What renders the play profound is that, in all this, it does not excuse Hamlet. Yes, he struggles to find and expose the truth, a truly noble aim. He intensely questions himself with regards to his own responsibilities as well as the nature and meaning of life and death where he could be content to let matters rest until he is king himself, whiling the time away with Horatio and romancing Ophelia. Hamlet probes the canker at the heart of Denmark and goes mad by refusing to look away. In this, he inspires sympathy but not approval. His scrutiny leads him to see shadows everywhere-in the eyes of the woman he loves and in the love and concern his friends bear for him. It is a doubt that will lead to suicide and murder and despair, one that has him inflict needless suffering on the people that surround him, leading to the death of his love Ophelia, her brother Laertes and their father, Polonius.
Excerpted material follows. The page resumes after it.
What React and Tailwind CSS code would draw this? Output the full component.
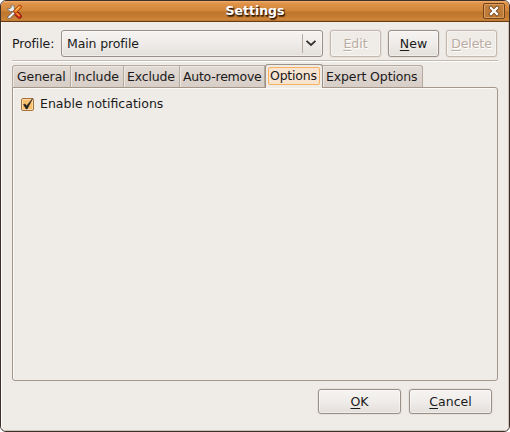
import React from "react";

function Button({ label, className = "", disabled = false }) {
  const tone = disabled
    ? "border-[#c5b8ad] text-[#b9aca2] bg-[#efebe7] [text-shadow:1px_1px_0_#fff]"
    : "border-[#99908a] text-[#1a1a1a] bg-linear-to-b from-[#f6f4f2] via-[#efecea] to-[#e3dfda]";
  return (
    <button
      disabled={disabled}
      className={`flex shrink-0 items-center justify-center rounded-[3px] border shadow-[inset_0_0_0_1px_rgba(255,255,255,0.45),0_0_0_1px_rgba(225,218,212,0.6)] ${tone} ${className}`}
    >
      <span className="whitespace-pre leading-4">
        <span className="underline decoration-1 underline-offset-2">{label[0]}</span>
        {label.slice(1)}
      </span>
    </button>
  );
}

function Tab({ label, className }) {
  return (
    <div
      className={`flex h-[22px] shrink-0 items-center border-t border-r border-[#b5a99f] bg-linear-to-b from-[#e2dad4] to-[#d7cec7] shadow-[inset_1px_1px_0_#eee8e3] ${className}`}
    >
      <span className="whitespace-nowrap">{label}</span>
    </div>
  );
}

function ToolsIcon() {
  return (
    <svg width="16" height="16" viewBox="0 0 16 16" className="shrink-0 translate-y-px">
      <path d="m8 8 4.4 4.2" stroke="#7d1a0c" strokeWidth="5" strokeLinecap="round" />
      <path d="m8.4 8.4 4 3.8" stroke="#d92a1c" strokeWidth="3.4" strokeLinecap="round" />
      <path d="M.8 4.2 3 4.6 4.4 3.2 3.8 1C6.2.6 8 2.8 7.4 5.2L9.2 7 7.2 9 5.2 7.4C3 8 .6 6.4.8 4.2Z" fill="#eeeeec" stroke="#77706a" strokeWidth=".9" />
      <path d="M2.2 13.2 7.8 7.8" stroke="#6b6259" strokeWidth="3.4" strokeLinecap="round" />
      <path d="M2.2 13.2 7.8 7.8" stroke="#f5f5f3" strokeWidth="2" strokeLinecap="round" />
      <path d="M8.2 7.4 12.8 2.8" stroke="#a3390d" strokeWidth="4" strokeLinecap="round" />
      <path d="M8.5 7.1 12.7 2.9" stroke="#f6902c" strokeWidth="2.6" strokeLinecap="round" />
      <path d="m9.6 5.4 2.4-2.4" stroke="#fcc982" strokeWidth="1" strokeLinecap="round" />
      <path d="m9.5 9.1 3 2.8" stroke="#f5b032" strokeWidth="1.3" />
    </svg>
  );
}

function TitleBar() {
  return (
    <div className="flex h-[21px] shrink-0 items-center border-b border-[#6b3c12] bg-[linear-gradient(to_bottom,#f0b071_0px,#e19449_2px,#d08539_10px,#bd742c_11px,#c77e34_17px,#d18a3e_18px,#b87432_20px)] pr-[4px] pl-[6px]">
      <ToolsIcon />
      <div className="flex-1 pl-[4px] text-center font-bold text-white [text-shadow:1px_1px_1px_#2e1807,1px_2px_1px_#5a3411]">
        <span>Settings</span>
      </div>
      <div className="flex h-[16px] w-[22px] items-center justify-center rounded-[2px] border border-[#71431b] bg-linear-to-b from-[#c4813f] to-[#bd7835] shadow-[inset_0_0_0_1px_#db9c5d]">
        <svg width="12" height="12" viewBox="0 0 12 12">
          <path d="m3 3 6 6m0-6-6 6" stroke="#633915" strokeWidth="3.8" strokeLinecap="square" />
          <path d="m3 3 6 6m0-6-6 6" stroke="#fff" strokeWidth="2.4" strokeLinecap="square" />
        </svg>
      </div>
    </div>
  );
}

export default function App() {
  return (
    <div className="h-[432px] w-[510px] overflow-hidden bg-white font-['DejaVu_Sans',sans-serif] text-[12.5px] leading-4 text-[#1a1a1a]">
      <div className="flex h-[432px] w-[510px] flex-col overflow-hidden rounded-[6px] border border-[#3d3029] bg-[#efebe7]">
        <TitleBar />
        <main className="flex flex-1 flex-col border-r border-b border-[#c9c0b8] pl-[11px] shadow-[inset_1px_0_0_#fff]">
          <div className="mt-[8px] flex h-[27px] items-center">
            <span className="w-[49px] shrink-0 tracking-[-0.1px]">Profile:</span>
            <div className="flex h-[27px] w-[262px] shrink-0 items-center rounded-[3px] border border-[#99908a] bg-linear-to-b from-[#f6f4f2] via-[#efecea] to-[#e3dfda] shadow-[inset_0_0_0_1px_rgba(255,255,255,0.45)]">
              <span className="flex-1 pl-[5px] tracking-[-0.12px]">Main profile</span>
              <span className="flex h-[19px] w-[20px] items-center border-l border-[#b5aaa1] pl-[2px]">
                <svg width="12" height="8" viewBox="0 0 12 8" fill="none" className="-translate-y-px">
                  <path d="m1.5 1.8 4.5 4.2 4.5-4.2" stroke="#333" strokeWidth="1.8" />
                </svg>
              </span>
            </div>
            <Button label="Edit" disabled className="ml-[7px] h-[27px] w-[51px]" />
            <Button label="New" className="ml-[7px] h-[27px] w-[51px]" />
            <Button label="Delete" disabled className="ml-[7px] h-[27px] w-[51px] tracking-[-0.1px]" />
          </div>
          <div className="mt-[3px] h-[2px] w-[486px] border-t border-[#c5b8ad] bg-white" />
          <div className="mt-[2px] flex h-[23px] items-end">
            <Tab label="General" className="w-[59px] rounded-tl-[3px] border-l pl-[4px] tracking-[-0.1px]" />
            <Tab label="Include" className="w-[53px] pl-[3px] tracking-[-0.1px]" />
            <Tab label="Exclude" className="w-[56px] pl-[3px] tracking-[-0.18px]" />
            <Tab label="Auto-remove" className="w-[85px] pl-[3px] tracking-[-0.25px]" />
            <div className="z-10 -mb-px flex h-[24px] w-[58px] shrink-0 items-start rounded-t-[3px] border-x border-t border-[#9d9086] bg-[#efebe7] px-[2px] pt-[2px]">
              <div className="flex h-[18px] w-full items-center rounded-[2px] border border-[#fbb05c] bg-[#f7e4d1] pl-px">
                <span className="tracking-[-0.2px]">Options</span>
              </div>
            </div>
            <Tab label="Expert Options" className="w-[100px] rounded-tr-[3px] pl-[3px] tracking-[-0.12px]" />
          </div>
          <section className="h-[294px] w-[486px] rounded-r-[3px] rounded-bl-[3px] border border-[#a5968a] pt-[8px] pl-[8px] shadow-[inset_1px_1px_0_#fbf9f7]">
            <label className="flex items-center">
              <svg width="13" height="13" viewBox="0 0 13 13" className="mt-px shrink-0 overflow-visible">
                <rect x=".5" y=".5" width="12" height="12" rx="1.5" fill="#fbc06c" stroke="#a87238" />
                <rect x="1.5" y="1.5" width="10" height="10" rx=".5" fill="none" stroke="#fdd9a5" />
                <path d="M2.5 6.5 4.3 6 5.6 8 11.6.5 6.2 11H5.2Z" fill="#222" stroke="#222" strokeWidth=".5" />
              </svg>
              <span className="ml-[6px]">Enable notifications</span>
            </label>
          </section>
          <div className="mt-[8px] flex justify-end gap-[8px] pr-[16px]">
            <Button label="OK" className="h-[25px] w-[83px]" />
            <Button label="Cancel" className="h-[25px] w-[83px]" />
          </div>
        </main>
      </div>
    </div>
  );
}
Yet Ophelia is not just a tragic reminder of Hamlet’s failings. She is also his touchstone, the one person that humanises him. Where before he can agonise about his own death and castigate himself over an inability to instantly strike at Claudius, seeing her dead galvanises him into action. Jumping into her grave, he declares that he loved her-for a character whose feelings and motivations remain opaque throughout his short yet eventful life, that is no small thing. Afterwards, he kills Claudius and can feel himself morally justified in doing so. ‘There’s a special providence in the fall of a sparrow. If it be not now, yet it will come. The readiness is all’, Hamlet can say towards the end. Is it not profoundly moving to see a man who despairs of love being true actually put aside that fear as well as his own hope of survival in quest of defending the previously scorned sentiment?

In this, Hamlet seems to teach us that suffering can and does have meaning-if it but moves and does not break us.